The OM results are quite different, and the one from ScTT1 is badly wrong:

• the value during the first 100 ms is totally different (and invalid)
• the short circuit current (immediately after 100 ms) is too low
• the current, after an initial reduction after the short circuit occurring at 200ms, rises again: it should continuously reduce

[casella]

Fixed Test.mo to actually use the embedded Support package.

[casella]

@ceraolo, I suspect that the two examples converge to different solutions of the same problem, one with high voltage and low current, the other with low voltage and high current. ScTT starts with the generator voltage at 0.18 p.u., which is most likely not the solution you are seeking.

The model is a bit messed up from the point of view of initialization: bus is on the medium-voltage side, but it has UNom = 380 kV and UStart = 1.05 times that. Conversely, NTHV is on the high-voltage side, but has UNom = 21 kV.

I would suggest you to set nominal and start values properly, possibly by first running a power-flow model as suggested in the User's Guide and using the results to set the proper start values for all components. Then, you will most likely get the same results with both models also in OpenModelica.

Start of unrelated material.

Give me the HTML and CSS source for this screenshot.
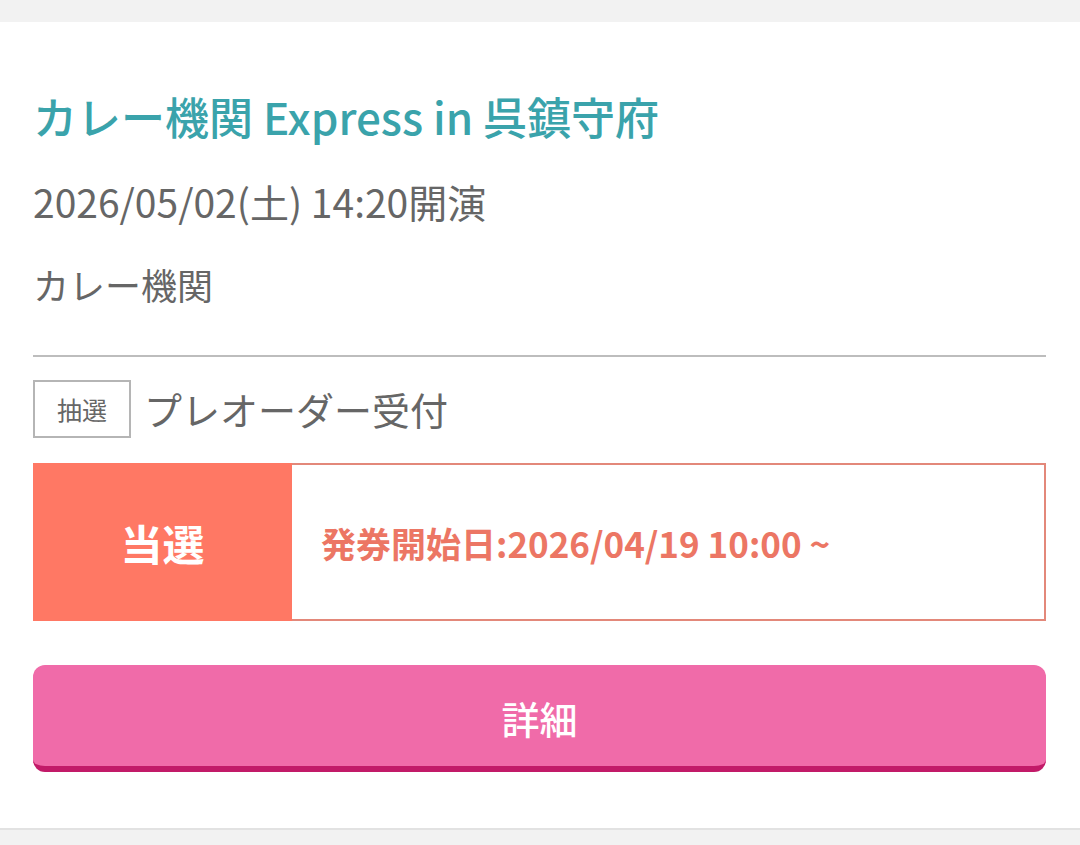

BTW, we could probably add some asserts the machine and load models that warn you if the initial voltage values are below 0.5 p.u., because that is most likely not a valid solution. What do you think?

[ceraolo]

Well, maybe it was not a good idea to combine different issues in the same ticket.
I'm going to close this one and open a new one on initialisation only.

Just a comment here:
The system up to 0.1s is linear, and therefore can have only one equilibrium point. Models ScTT and sScTT1 mathematically describe the same system since they differ only for sensors; therefore they cannot stay stably ad different points during the whole 0-0.1s period, whatever data we put as start values.

[casella]

Replying to ceraolo:

Well, maybe it was not a good idea to combine different issues in the same ticket.
I'm going to close this one and open a new one on initialisation only.

Just a comment here:
The system up to 0.1s is linear,

It is definitely not. Please run it with the transformational debugger. You will see there are several nonlinear equations in the intialization phase, including a system with 25 unknowns and three tearing variables, namely the generator angle, direct current and quadrature current.

The reason is that the default initialization option (Global steady state, fixed set points) computes the system-wide steady-state, thus including all the nonlinear machine equations.